Michigan’s state income tax was raised in 2007 in what was supposed to be a temporary fix, but it ended up being permanent. More than a decade later, one Republican state lawmaker plans to change that.
State Rep. Rodney Wakeman (R-Saginaw Township) introduced a bill Wednesday that he says would “allow Michigan families to keep more of their hard-earned money through long-overdue income tax relief.”
Under his proposal, the state income tax rate would be reduced from 4.25 percent to 3.9 percent in 2021. An additional 0.1 percent would be phased out each year beginning in 2022 until its completely eliminated. At that rate, however, it would be 39 years before the tax is eliminated in its entirety.

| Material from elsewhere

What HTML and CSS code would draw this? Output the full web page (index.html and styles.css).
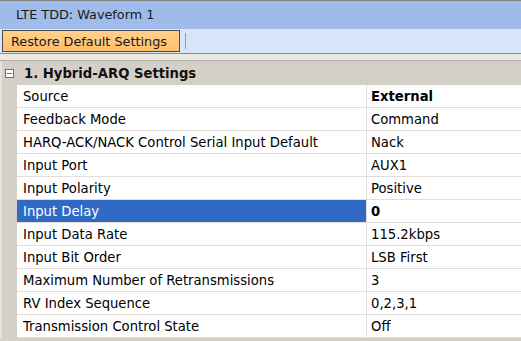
FILE: index.html
```html
<!DOCTYPE html>
<html lang="en">
<head>
    <meta charset="UTF-8">
    <title>LTE TDD: Waveform 1</title>
    <link rel="stylesheet" href="styles.css">
</head>
<body>
    <div class="title-bar">LTE TDD: Waveform 1</div>
    <div class="toolbar">
        <button class="restore-btn">Restore Default Settings</button>
        <span class="tool-sep"></span>
    </div>
    <div class="strip"></div>
    <div class="panel">
        <div class="group-header">
            <span class="collapse-box"></span>
            <span>1. Hybrid-ARQ Settings</span>
        </div>
        <div class="grid">
            <div class="row"><div class="name">Source</div><div class="value bold">External</div></div>
            <div class="row"><div class="name">Feedback Mode</div><div class="value">Command</div></div>
            <div class="row"><div class="name">HARQ-ACK/NACK Control Serial Input Default</div><div class="value">Nack</div></div>
            <div class="row"><div class="name">Input Port</div><div class="value">AUX1</div></div>
            <div class="row"><div class="name">Input Polarity</div><div class="value">Positive</div></div>
            <div class="row selected"><div class="name">Input Delay</div><div class="value bold">0</div></div>
            <div class="row"><div class="name">Input Data Rate</div><div class="value">115.2kbps</div></div>
            <div class="row"><div class="name">Input Bit Order</div><div class="value">LSB First</div></div>
            <div class="row"><div class="name">Maximum Number of Retransmissions</div><div class="value">3</div></div>
            <div class="row"><div class="name">RV Index Sequence</div><div class="value">0,2,3,1</div></div>
            <div class="row"><div class="name">Transmission Control State</div><div class="value">Off</div></div>
        </div>
    </div>
</body>
</html>
```

FILE: styles.css
```css
body {
    margin: 0;
    padding: 0;
    width: 521px;
    height: 341px;
    overflow: hidden;
    font-family: "DejaVu Sans", Verdana, sans-serif;
    color: #000;
    background-color: #d4d0c8;
    border-top: 1px solid #808080;
    box-sizing: border-box;
}

.title-bar {
    height: 28px;
    line-height: 28px;
    padding-left: 16px;
    background-color: #9ebbea;
    font-size: 12.8px;
    color: #1a1a1a;
}

.toolbar {
    height: 24px;
    display: flex;
    align-items: center;
    padding-left: 2px;
    background-color: #d8e5f8;
    border-bottom: 1px solid #6b8cc9;
}

.restore-btn {
    height: 22px;
    width: 178px;
    margin: 0;
    padding: 0 0 0 8px;
    text-align: left;
    font-family: "DejaVu Sans", Verdana, sans-serif;
    font-size: 12.8px;
    color: #1a1a1a;
    background: linear-gradient(#ffd08e, #ffbf6c);
    border: 1px solid #4a4a4a;
    border-radius: 0;
}

.tool-sep {
    width: 1px;
    height: 16px;
    margin-left: 5px;
    background-color: #7f9dc9;
}

.strip {
    height: 6px;
    background-color: #ece9e0;
    border-bottom: 1px solid #b3b0a7;
}

.panel {
    border-left: 2px solid #e6e3dc;
}

.group-header {
    height: 24px;
    display: flex;
    align-items: center;
    padding-left: 3px;
    font-size: 13.2px;
    font-weight: bold;
    color: #111;
}

.collapse-box {
    width: 7px;
    height: 7px;
    margin-right: 10px;
    border: 1px solid #6f6f6f;
    background: linear-gradient(#6f6f6f, #6f6f6f) center / 5px 1px no-repeat, #fff;
}

.grid {
    margin-left: 15px;
    background-color: #fff;
}

.row {
    display: flex;
    height: 22px;
    border-bottom: 1px solid #e0ded6;
    font-size: 13.2px;
}

.name {
    width: 343px;
    padding-left: 6px;
    line-height: 23px;
    border-right: 1px solid #e0ded6;
    white-space: nowrap;
    overflow: hidden;
}

.value {
    flex: 1;
    padding-left: 4px;
    line-height: 23px;
    white-space: nowrap;
}

.bold {
    font-weight: bold;
}

.selected .name {
    background-color: #316ac5;
    color: #fff;
}
```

Former Gov. Jennifer Granholm and state lawmakers agreed to temporarily increase the state income tax rate from 3.9 percent to 4.35 percent in 2007 as part of a legislative deal to avoid a government shutdown. According to Wakeman, the pledge at the time was to decrease the tax rate back to 3.9 percent by 2015, but it never happened. The income tax rate did see a reduction in 2012 to 4.25 percent, which is where it remains today.
“Whether it’s a phone call, letter, at monthly office hours or at a community event, one of the top requests I’ve heard from Saginaw County families since coming to Lansing is to deliver tax relief,” Wakeman said in a statement. “This is about restoring people’s trust in government by making good on a promise made to Michigan taxpayers over 10 years ago. For too long, tax spenders have gotten their way. Now it’s time to give hard-working families a break by delivering long-overdue tax relief.”
He said he expects his bill to be referred to the House Tax Policy Committee for consideration in the coming days.